WORK TO COMPLETE: Only the pictures are omitted; repeat all other data exactly.

DATA EXCERPT:
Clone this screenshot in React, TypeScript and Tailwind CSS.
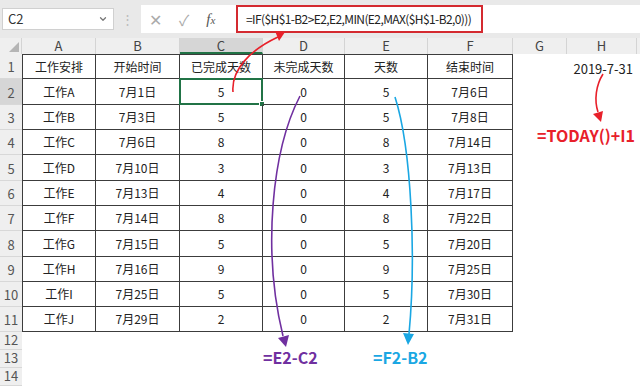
import { ChevronDown } from "lucide-react";

const COLS = ["A", "B", "C", "D", "E", "F", "G", "H"];
const WIDTHS = ["w-[74px]", "w-[84px]", "w-[83px]", "w-[82px]", "w-[83px]", "w-[85px]", "w-[54px]", "w-[70px]"];
const HEIGHTS = ["h-[25px]", "h-[26px]", "h-[25px]", "h-[25px]", "h-[26px]", "h-[25px]", "h-[25px]", "h-[26px]", "h-[25px]", "h-[25px]", "h-[25px]"];

const names = ["工作A", "工作B", "工作C", "工作D", "工作E", "工作F", "工作G", "工作H", "工作I", "工作J"];
const starts = ["7月1日", "7月3日", "7月6日", "7月10日", "7月13日", "7月14日", "7月15日", "7月16日", "7月25日", "7月29日"];
const done = ["5", "5", "8", "3", "4", "8", "5", "9", "5", "2"];
const days = ["5", "5", "8", "3", "4", "8", "5", "9", "5", "2"];
const ends = ["7月6日", "7月8日", "7月14日", "7月13日", "7月17日", "7月22日", "7月20日", "7月25日", "7月30日", "7月31日"];

const rows: string[][] = [
	["工作安排", "开始时间", "已完成天数", "未完成天数", "天数", "结束时间"],
	...names.map((n, i) => [n, starts[i], done[i], "0", days[i], ends[i]]),
];

function Arrows() {
	return (
		<svg className="absolute inset-0 pointer-events-none" width="640" height="387" viewBox="0 0 640 387">
			<path d="M233 92 C231 70 250 50 278 37" fill="none" stroke="#e8202a" strokeWidth="1.6" />
			<polygon points="285,32 275,31 279,41" fill="#e8202a" />
			<path d="M300 96 C272 150 262 250 283 336" fill="none" stroke="#7030a0" strokeWidth="1.6" />
			<polygon points="286,347 289,335 278,338" fill="#7030a0" />
			<path d="M395 97 C412 150 416 260 409 334" fill="none" stroke="#1aa7e3" strokeWidth="1.6" />
			<polygon points="408,345 414,334 403,333" fill="#1aa7e3" />
			<path d="M603 74 C596 85 594 100 598 112" fill="none" stroke="#e8202a" strokeWidth="1.6" />
			<polygon points="601,122 603,111 593,114" fill="#e8202a" />
		</svg>
	);
}

export default function App() {
	return (
		<div className="relative w-[640px] h-[387px] overflow-hidden bg-white text-[#222]" style={{ fontFamily: '"Noto Sans CJK SC", "Noto Sans", sans-serif' }}>
			{/* formula bar */}
			<div className="flex items-center h-[38px] bg-[#e9e9e9] pl-[2px]">
				<div className="flex items-center justify-between w-[112px] h-[22px] bg-white border border-[#d0d0d0] px-[5px] text-[13px] text-[#333]">
					<span>C2</span>
					<ChevronDown size={10} strokeWidth={3} className="text-[#777]" />
				</div>
				<div className="w-[27px] flex justify-center text-[#bbb] text-[13px]">⋮</div>
				<div className="flex-1 flex items-center h-[28px] bg-white">
					<div className="flex items-center w-[95px] pl-[8px] gap-[17px] text-[#aaa]">
						<span className="text-[16px] leading-none">✕</span>
						<span className="text-[15px] leading-none">✓</span>
						<span className="text-[15px] italic text-[#555] leading-none" style={{ fontFamily: '"Liberation Serif", serif' }}>
							f<span className="text-[11px]">x</span>
						</span>
					</div>
					<div className="flex items-center h-[28px] w-[247px] border-2 border-[#d42a30] pl-[8px] text-[12px] tracking-[-0.6px] text-[#222] whitespace-nowrap">
						=IF($H$1-B2&gt;E2,E2,MIN(E2,MAX($H$1-B2,0)))
					</div>
				</div>
			</div>

			{/* column headers */}
			<div className="flex h-[16px] bg-[#efefef] text-[13px] text-[#444] leading-[16px]">
				<div className="w-[22px] relative border-r border-[#d4d4d4]">
					<div className="absolute right-[2px] bottom-[2px] w-0 h-0 border-l-[10px] border-l-transparent border-b-[10px] border-b-[#b5b5b5]" />
				</div>
				{COLS.map((c, i) => (
					<div
						key={c}
						className={`${WIDTHS[i]} text-center border-r border-[#d4d4d4] ${c === "C" ? "bg-[#d6d6d6] border-b-2 border-b-[#217346]" : ""}`}
					>
						{c}
					</div>
				))}
			</div>

			{/* body */}
			<div className="text-[12px]">
				{rows.map((r, ri) => (
					<div key={ri} className={`flex ${HEIGHTS[ri]}`}>
						<div
							className={`w-[22px] flex items-end justify-center pb-[2px] text-[13px] text-[#555] border-b border-[#d8d8d8] ${ri === 1 ? "bg-[#d6d6d6]" : "bg-[#efefef]"}`}
						>
							{ri + 1}
						</div>
						{r.map((v, ci) => (
							<div
								key={ci}
								className={`relative ${WIDTHS[ci]} flex items-center justify-center border-r border-b border-[#3c3c3c] ${ri === 0 ? "border-t" : ""} ${ci === 0 ? "border-l" : ""}`}
							>
								{v}
								{ri === 1 && ci === 2 && (
									<div className="absolute -inset-px border-2 border-[#217346]">
										<div className="absolute -right-[4px] -bottom-[4px] w-[6px] h-[6px] bg-[#217346] border border-white" />
									</div>
								)}
							</div>
						))}
						<div className={`${WIDTHS[6]}`} />
						<div className={`${WIDTHS[7]} flex items-end justify-end pr-[4px] pb-[1px] text-[13px]`}>
							{ri === 0 ? "2019-7-31" : ""}
						</div>
					</div>
				))}
				{[12, 13, 14].map((n) => (
					<div key={n} className="flex h-[18px]">
						<div className="w-[22px] flex items-end justify-center bg-[#efefef] text-[13px] text-[#555] border-b border-[#d8d8d8]">
							{n}
						</div>
						<div className="flex-1" />
					</div>
				))}
			</div>

			{/* annotation labels */}
			<div className="absolute left-[537px] top-[127px] text-[16px] font-bold text-[#e8202a] leading-none">=TODAY()+I1</div>
			<div className="absolute left-[263px] top-[349px] text-[16px] font-bold text-[#7030a0] leading-none">=E2-C2</div>
			<div className="absolute left-[373px] top-[349px] text-[16px] font-bold text-[#1aa7e3] leading-none">=F2-B2</div>

			<Arrows />
		</div>
	);
}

FULL ANSWER:
Clone this screenshot in React, TypeScript and Tailwind CSS.
import { ChevronDown } from "lucide-react";

const COLS = ["A", "B", "C", "D", "E", "F", "G", "H"];
const WIDTHS = ["w-[74px]", "w-[84px]", "w-[83px]", "w-[82px]", "w-[83px]", "w-[85px]", "w-[54px]", "w-[70px]"];
const HEIGHTS = ["h-[25px]", "h-[26px]", "h-[25px]", "h-[25px]", "h-[26px]", "h-[25px]", "h-[25px]", "h-[26px]", "h-[25px]", "h-[25px]", "h-[25px]"];

const names = ["工作A", "工作B", "工作C", "工作D", "工作E", "工作F", "工作G", "工作H", "工作I", "工作J"];
const starts = ["7月1日", "7月3日", "7月6日", "7月10日", "7月13日", "7月14日", "7月15日", "7月16日", "7月25日", "7月29日"];
const done = ["5", "5", "8", "3", "4", "8", "5", "9", "5", "2"];
const days = ["5", "5", "8", "3", "4", "8", "5", "9", "5", "2"];
const ends = ["7月6日", "7月8日", "7月14日", "7月13日", "7月17日", "7月22日", "7月20日", "7月25日", "7月30日", "7月31日"];

const rows: string[][] = [
	["工作安排", "开始时间", "已完成天数", "未完成天数", "天数", "结束时间"],
	...names.map((n, i) => [n, starts[i], done[i], "0", days[i], ends[i]]),
];

function Arrows() {
	return (
		<svg className="absolute inset-0 pointer-events-none" width="640" height="387" viewBox="0 0 640 387">
			<path d="M233 92 C231 70 250 50 278 37" fill="none" stroke="#e8202a" strokeWidth="1.6" />
			<polygon points="285,32 275,31 279,41" fill="#e8202a" />
			<path d="M300 96 C272 150 262 250 283 336" fill="none" stroke="#7030a0" strokeWidth="1.6" />
			<polygon points="286,347 289,335 278,338" fill="#7030a0" />
			<path d="M395 97 C412 150 416 260 409 334" fill="none" stroke="#1aa7e3" strokeWidth="1.6" />
			<polygon points="408,345 414,334 403,333" fill="#1aa7e3" />
			<path d="M603 74 C596 85 594 100 598 112" fill="none" stroke="#e8202a" strokeWidth="1.6" />
			<polygon points="601,122 603,111 593,114" fill="#e8202a" />
		</svg>
	);
}

export default function App() {
	return (
		<div className="relative w-[640px] h-[387px] overflow-hidden bg-white text-[#222]" style={{ fontFamily: '"Noto Sans CJK SC", "Noto Sans", sans-serif' }}>
			{/* formula bar */}
			<div className="flex items-center h-[38px] bg-[#e9e9e9] pl-[2px]">
				<div className="flex items-center justify-between w-[112px] h-[22px] bg-white border border-[#d0d0d0] px-[5px] text-[13px] text-[#333]">
					<span>C2</span>
					<ChevronDown size={10} strokeWidth={3} className="text-[#777]" />
				</div>
				<div className="w-[27px] flex justify-center text-[#bbb] text-[13px]">⋮</div>
				<div className="flex-1 flex items-center h-[28px] bg-white">
					<div className="flex items-center w-[95px] pl-[8px] gap-[17px] text-[#aaa]">
						<span className="text-[16px] leading-none">✕</span>
						<span className="text-[15px] leading-none">✓</span>
						<span className="text-[15px] italic text-[#555] leading-none" style={{ fontFamily: '"Liberation Serif", serif' }}>
							f<span className="text-[11px]">x</span>
						</span>
					</div>
					<div className="flex items-center h-[28px] w-[247px] border-2 border-[#d42a30] pl-[8px] text-[12px] tracking-[-0.6px] text-[#222] whitespace-nowrap">
						=IF($H$1-B2&gt;E2,E2,MIN(E2,MAX($H$1-B2,0)))
					</div>
				</div>
			</div>

			{/* column headers */}
			<div className="flex h-[16px] bg-[#efefef] text-[13px] text-[#444] leading-[16px]">
				<div className="w-[22px] relative border-r border-[#d4d4d4]">
					<div className="absolute right-[2px] bottom-[2px] w-0 h-0 border-l-[10px] border-l-transparent border-b-[10px] border-b-[#b5b5b5]" />
				</div>
				{COLS.map((c, i) => (
					<div
						key={c}
						className={`${WIDTHS[i]} text-center border-r border-[#d4d4d4] ${c === "C" ? "bg-[#d6d6d6] border-b-2 border-b-[#217346]" : ""}`}
					>
						{c}
					</div>
				))}
			</div>

			{/* body */}
			<div className="text-[12px]">
				{rows.map((r, ri) => (
					<div key={ri} className={`flex ${HEIGHTS[ri]}`}>
						<div
							className={`w-[22px] flex items-end justify-center pb-[2px] text-[13px] text-[#555] border-b border-[#d8d8d8] ${ri === 1 ? "bg-[#d6d6d6]" : "bg-[#efefef]"}`}
						>
							{ri + 1}
						</div>
						{r.map((v, ci) => (
							<div
								key={ci}
								className={`relative ${WIDTHS[ci]} flex items-center justify-center border-r border-b border-[#3c3c3c] ${ri === 0 ? "border-t" : ""} ${ci === 0 ? "border-l" : ""}`}
							>
								{v}
								{ri === 1 && ci === 2 && (
									<div className="absolute -inset-px border-2 border-[#217346]">
										<div className="absolute -right-[4px] -bottom-[4px] w-[6px] h-[6px] bg-[#217346] border border-white" />
									</div>
								)}
							</div>
						))}
						<div className={`${WIDTHS[6]}`} />
						<div className={`${WIDTHS[7]} flex items-end justify-end pr-[4px] pb-[1px] text-[13px]`}>
							{ri === 0 ? "2019-7-31" : ""}
						</div>
					</div>
				))}
				{[12, 13, 14].map((n) => (
					<div key={n} className="flex h-[18px]">
						<div className="w-[22px] flex items-end justify-center bg-[#efefef] text-[13px] text-[#555] border-b border-[#d8d8d8]">
							{n}
						</div>
						<div className="flex-1" />
					</div>
				))}
			</div>

			{/* annotation labels */}
			<div className="absolute left-[537px] top-[127px] text-[16px] font-bold text-[#e8202a] leading-none">=TODAY()+I1</div>
			<div className="absolute left-[263px] top-[349px] text-[16px] font-bold text-[#7030a0] leading-none">=E2-C2</div>
			<div className="absolute left-[373px] top-[349px] text-[16px] font-bold text-[#1aa7e3] leading-none">=F2-B2</div>

			<Arrows />
		</div>
	);
}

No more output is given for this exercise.